## Records from a data collection:
## Begin

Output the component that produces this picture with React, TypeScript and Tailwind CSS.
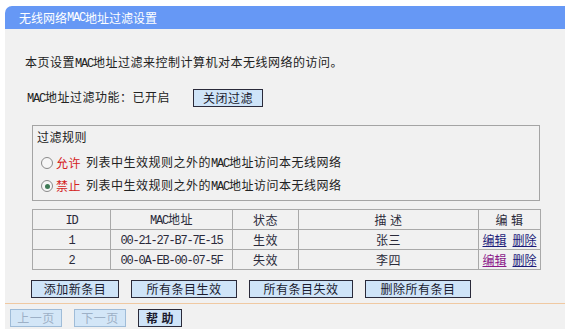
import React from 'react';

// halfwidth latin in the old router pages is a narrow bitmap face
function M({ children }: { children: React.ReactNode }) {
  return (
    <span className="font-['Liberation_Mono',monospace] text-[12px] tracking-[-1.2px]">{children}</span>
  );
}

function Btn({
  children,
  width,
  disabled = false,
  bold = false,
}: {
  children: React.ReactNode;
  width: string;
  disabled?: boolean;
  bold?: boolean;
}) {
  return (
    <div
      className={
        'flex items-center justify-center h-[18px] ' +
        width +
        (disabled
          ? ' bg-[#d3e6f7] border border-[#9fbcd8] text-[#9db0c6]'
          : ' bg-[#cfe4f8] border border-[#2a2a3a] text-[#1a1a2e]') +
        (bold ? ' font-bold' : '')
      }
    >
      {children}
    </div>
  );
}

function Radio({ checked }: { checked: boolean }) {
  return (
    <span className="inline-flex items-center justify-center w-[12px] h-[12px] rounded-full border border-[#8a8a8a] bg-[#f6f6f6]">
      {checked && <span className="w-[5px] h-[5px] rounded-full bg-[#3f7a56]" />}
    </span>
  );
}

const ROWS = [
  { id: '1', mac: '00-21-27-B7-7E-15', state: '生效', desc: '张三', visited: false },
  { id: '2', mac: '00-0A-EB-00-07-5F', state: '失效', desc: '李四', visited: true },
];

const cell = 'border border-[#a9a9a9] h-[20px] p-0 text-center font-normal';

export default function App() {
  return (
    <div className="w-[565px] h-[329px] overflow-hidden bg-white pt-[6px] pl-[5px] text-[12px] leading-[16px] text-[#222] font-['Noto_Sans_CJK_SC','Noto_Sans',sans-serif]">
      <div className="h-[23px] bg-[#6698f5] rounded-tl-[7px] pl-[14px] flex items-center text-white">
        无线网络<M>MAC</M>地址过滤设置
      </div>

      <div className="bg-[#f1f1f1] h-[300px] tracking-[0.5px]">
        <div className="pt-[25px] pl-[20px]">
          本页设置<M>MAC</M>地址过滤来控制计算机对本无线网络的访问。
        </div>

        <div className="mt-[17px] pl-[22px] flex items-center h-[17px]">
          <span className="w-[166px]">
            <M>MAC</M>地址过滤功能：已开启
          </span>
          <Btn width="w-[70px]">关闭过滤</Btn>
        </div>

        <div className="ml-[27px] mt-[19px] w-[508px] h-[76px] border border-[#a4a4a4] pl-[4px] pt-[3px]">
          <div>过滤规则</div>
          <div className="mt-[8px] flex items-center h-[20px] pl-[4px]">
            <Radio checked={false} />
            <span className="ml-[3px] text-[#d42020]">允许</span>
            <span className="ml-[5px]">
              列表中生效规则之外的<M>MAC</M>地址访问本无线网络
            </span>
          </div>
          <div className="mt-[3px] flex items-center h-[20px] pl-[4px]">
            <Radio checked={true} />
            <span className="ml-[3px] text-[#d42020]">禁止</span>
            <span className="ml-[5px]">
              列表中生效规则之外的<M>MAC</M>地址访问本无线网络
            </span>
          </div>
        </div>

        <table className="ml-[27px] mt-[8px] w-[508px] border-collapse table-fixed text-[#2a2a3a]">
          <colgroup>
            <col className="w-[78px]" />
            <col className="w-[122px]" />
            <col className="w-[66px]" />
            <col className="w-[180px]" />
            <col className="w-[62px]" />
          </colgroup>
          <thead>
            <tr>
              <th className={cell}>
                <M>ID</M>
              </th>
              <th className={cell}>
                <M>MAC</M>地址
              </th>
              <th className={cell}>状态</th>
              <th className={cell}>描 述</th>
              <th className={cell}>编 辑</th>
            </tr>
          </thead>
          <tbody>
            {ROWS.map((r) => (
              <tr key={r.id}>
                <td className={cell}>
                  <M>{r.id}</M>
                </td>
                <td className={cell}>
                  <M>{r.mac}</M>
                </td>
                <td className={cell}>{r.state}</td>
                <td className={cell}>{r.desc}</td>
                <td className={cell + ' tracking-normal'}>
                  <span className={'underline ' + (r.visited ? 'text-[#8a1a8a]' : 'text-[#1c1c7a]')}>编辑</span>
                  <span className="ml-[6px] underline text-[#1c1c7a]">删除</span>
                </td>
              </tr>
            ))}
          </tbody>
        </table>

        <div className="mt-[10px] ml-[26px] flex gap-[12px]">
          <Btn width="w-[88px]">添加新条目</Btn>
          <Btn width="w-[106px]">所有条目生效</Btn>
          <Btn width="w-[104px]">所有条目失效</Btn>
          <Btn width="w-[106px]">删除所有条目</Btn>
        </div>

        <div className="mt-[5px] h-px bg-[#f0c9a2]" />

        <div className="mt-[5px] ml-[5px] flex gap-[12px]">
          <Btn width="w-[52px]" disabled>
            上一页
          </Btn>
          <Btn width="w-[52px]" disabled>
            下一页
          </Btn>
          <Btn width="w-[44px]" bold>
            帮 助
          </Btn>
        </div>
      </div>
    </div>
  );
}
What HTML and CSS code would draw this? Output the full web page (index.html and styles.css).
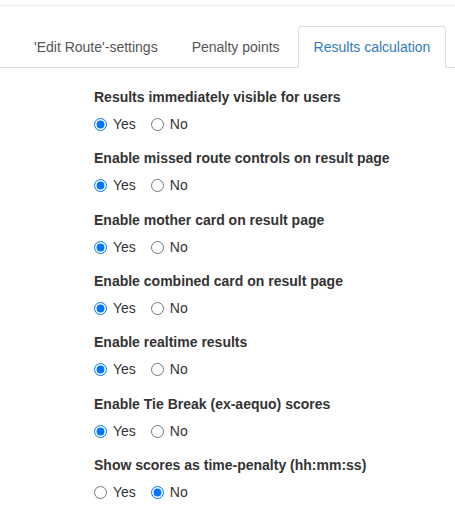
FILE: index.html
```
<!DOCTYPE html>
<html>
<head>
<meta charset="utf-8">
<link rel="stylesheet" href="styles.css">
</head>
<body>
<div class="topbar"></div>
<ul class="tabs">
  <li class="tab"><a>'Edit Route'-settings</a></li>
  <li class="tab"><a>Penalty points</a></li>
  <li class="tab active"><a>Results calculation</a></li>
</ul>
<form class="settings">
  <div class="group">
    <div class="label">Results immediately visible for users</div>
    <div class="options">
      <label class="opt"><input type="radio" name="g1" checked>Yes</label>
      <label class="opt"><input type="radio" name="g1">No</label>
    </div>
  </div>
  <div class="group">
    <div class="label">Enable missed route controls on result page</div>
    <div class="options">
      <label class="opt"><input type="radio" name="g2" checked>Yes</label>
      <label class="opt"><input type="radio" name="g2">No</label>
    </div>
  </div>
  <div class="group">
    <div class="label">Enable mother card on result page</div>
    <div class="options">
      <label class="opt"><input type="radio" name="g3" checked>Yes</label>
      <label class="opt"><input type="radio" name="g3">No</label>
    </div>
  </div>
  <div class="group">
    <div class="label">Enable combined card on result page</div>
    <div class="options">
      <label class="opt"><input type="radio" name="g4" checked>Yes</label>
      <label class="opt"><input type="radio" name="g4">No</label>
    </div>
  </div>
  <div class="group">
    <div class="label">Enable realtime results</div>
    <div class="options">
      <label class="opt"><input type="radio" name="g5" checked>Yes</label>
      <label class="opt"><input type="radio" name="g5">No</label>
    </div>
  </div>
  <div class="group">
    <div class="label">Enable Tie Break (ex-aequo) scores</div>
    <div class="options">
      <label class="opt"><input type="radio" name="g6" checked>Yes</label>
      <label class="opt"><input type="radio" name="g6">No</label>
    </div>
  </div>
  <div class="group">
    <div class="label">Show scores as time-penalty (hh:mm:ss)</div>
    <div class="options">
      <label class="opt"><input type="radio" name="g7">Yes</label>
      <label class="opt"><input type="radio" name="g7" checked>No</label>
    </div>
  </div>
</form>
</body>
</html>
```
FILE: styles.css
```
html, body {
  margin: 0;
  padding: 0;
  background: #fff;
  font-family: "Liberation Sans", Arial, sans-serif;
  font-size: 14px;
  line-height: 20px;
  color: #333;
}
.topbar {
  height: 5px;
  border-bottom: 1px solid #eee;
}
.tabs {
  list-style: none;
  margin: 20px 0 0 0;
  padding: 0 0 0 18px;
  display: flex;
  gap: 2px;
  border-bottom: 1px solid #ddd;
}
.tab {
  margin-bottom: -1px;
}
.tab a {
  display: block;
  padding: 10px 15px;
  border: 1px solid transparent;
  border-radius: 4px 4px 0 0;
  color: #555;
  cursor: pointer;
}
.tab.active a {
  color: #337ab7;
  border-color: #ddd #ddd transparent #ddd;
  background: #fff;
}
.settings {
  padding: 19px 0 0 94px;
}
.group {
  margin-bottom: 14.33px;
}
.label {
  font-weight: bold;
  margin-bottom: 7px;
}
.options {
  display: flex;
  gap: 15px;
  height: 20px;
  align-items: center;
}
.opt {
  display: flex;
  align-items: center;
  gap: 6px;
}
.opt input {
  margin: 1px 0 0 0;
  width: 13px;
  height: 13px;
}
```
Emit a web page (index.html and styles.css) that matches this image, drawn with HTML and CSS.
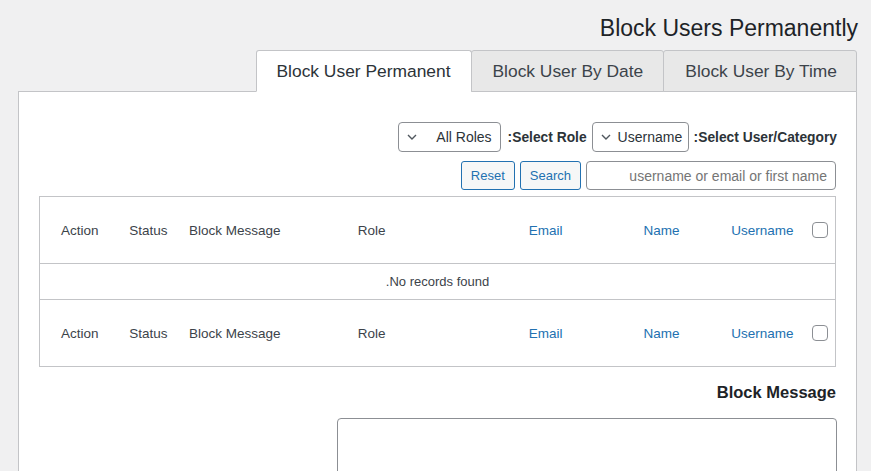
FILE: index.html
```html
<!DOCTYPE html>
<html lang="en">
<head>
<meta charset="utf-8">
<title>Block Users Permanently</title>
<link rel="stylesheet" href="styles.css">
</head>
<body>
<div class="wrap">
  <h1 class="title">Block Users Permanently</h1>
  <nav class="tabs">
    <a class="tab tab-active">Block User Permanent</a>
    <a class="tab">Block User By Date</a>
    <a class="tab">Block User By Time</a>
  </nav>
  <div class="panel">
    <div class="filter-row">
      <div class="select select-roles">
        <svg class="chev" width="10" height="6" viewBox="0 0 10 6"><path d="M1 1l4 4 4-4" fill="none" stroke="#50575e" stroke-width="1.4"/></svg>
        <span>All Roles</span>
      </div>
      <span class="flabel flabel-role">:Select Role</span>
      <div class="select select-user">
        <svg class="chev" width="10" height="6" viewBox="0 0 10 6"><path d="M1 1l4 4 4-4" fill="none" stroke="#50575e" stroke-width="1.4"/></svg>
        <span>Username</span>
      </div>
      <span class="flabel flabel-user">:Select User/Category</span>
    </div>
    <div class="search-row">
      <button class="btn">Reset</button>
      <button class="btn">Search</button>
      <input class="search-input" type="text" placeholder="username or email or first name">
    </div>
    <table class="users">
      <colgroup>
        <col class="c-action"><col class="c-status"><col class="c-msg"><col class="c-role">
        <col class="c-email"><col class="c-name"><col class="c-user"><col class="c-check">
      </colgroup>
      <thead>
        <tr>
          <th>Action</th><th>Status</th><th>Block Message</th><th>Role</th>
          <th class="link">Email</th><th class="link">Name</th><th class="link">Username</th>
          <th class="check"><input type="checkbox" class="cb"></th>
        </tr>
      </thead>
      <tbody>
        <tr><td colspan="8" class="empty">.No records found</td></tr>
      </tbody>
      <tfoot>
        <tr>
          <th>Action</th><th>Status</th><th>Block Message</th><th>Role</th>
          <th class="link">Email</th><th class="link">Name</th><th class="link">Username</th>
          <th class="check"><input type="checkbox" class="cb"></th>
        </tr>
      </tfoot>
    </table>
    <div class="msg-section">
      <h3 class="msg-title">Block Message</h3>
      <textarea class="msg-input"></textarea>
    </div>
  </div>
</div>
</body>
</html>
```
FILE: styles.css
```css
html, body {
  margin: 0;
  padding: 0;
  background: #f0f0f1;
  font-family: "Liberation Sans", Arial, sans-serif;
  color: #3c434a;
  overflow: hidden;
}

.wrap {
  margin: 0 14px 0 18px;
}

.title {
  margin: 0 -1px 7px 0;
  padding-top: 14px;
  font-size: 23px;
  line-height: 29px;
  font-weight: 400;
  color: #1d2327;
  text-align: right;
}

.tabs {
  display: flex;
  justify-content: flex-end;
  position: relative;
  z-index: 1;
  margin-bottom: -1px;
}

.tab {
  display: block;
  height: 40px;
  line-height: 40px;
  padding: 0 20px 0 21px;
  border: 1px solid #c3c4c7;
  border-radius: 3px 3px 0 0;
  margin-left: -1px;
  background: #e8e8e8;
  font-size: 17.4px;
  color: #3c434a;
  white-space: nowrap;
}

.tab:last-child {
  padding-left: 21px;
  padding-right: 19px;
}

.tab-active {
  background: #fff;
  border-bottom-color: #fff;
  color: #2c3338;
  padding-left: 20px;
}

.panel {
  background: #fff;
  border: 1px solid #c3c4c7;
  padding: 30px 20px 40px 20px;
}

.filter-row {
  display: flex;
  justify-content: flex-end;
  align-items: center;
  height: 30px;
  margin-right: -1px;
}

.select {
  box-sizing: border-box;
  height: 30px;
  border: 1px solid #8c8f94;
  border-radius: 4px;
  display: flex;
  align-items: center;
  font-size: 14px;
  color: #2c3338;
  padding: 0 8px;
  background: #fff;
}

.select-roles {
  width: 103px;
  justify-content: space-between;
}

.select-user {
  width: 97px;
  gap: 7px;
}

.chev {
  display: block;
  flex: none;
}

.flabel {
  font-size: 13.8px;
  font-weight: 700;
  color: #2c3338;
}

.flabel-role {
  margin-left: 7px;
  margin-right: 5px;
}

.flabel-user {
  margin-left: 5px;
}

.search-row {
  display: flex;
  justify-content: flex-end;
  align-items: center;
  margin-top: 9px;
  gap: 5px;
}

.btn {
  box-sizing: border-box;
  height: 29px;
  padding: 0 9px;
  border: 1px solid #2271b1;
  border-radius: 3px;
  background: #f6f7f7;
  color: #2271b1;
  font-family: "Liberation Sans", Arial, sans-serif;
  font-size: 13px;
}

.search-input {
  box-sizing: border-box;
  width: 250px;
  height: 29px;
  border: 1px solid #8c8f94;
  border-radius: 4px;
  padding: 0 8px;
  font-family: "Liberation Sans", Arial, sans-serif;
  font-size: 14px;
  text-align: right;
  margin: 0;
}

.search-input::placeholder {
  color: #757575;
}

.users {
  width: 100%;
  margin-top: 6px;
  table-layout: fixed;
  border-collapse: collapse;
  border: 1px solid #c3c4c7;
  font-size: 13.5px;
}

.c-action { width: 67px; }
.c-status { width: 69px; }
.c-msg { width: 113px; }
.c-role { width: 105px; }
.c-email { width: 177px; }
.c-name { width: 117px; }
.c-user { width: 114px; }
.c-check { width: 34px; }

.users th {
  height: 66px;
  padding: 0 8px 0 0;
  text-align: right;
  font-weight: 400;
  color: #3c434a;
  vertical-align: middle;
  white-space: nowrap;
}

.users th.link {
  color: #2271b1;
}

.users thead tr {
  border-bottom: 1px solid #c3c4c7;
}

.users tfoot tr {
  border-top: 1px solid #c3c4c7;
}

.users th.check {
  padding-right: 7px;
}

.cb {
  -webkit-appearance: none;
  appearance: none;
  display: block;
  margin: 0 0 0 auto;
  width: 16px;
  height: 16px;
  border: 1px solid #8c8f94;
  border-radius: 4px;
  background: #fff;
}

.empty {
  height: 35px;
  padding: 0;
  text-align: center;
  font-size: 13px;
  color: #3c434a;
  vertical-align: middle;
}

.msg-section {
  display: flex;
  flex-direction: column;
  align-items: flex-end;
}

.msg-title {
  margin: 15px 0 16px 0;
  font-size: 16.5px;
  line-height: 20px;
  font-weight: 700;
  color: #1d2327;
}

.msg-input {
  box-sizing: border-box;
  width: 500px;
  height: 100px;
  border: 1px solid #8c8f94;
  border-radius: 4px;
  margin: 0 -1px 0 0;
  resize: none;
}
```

## End

Show the lines of the material that contain the word "full".

## Task response:
    <span className="inline-flex items-center justify-center w-[12px] h-[12px] rounded-full border border-[#8a8a8a] bg-[#f6f6f6]">
      {checked && <span className="w-[5px] h-[5px] rounded-full bg-[#3f7a56]" />}
What HTML and CSS code would draw this? Output the full web page (index.html and styles.css).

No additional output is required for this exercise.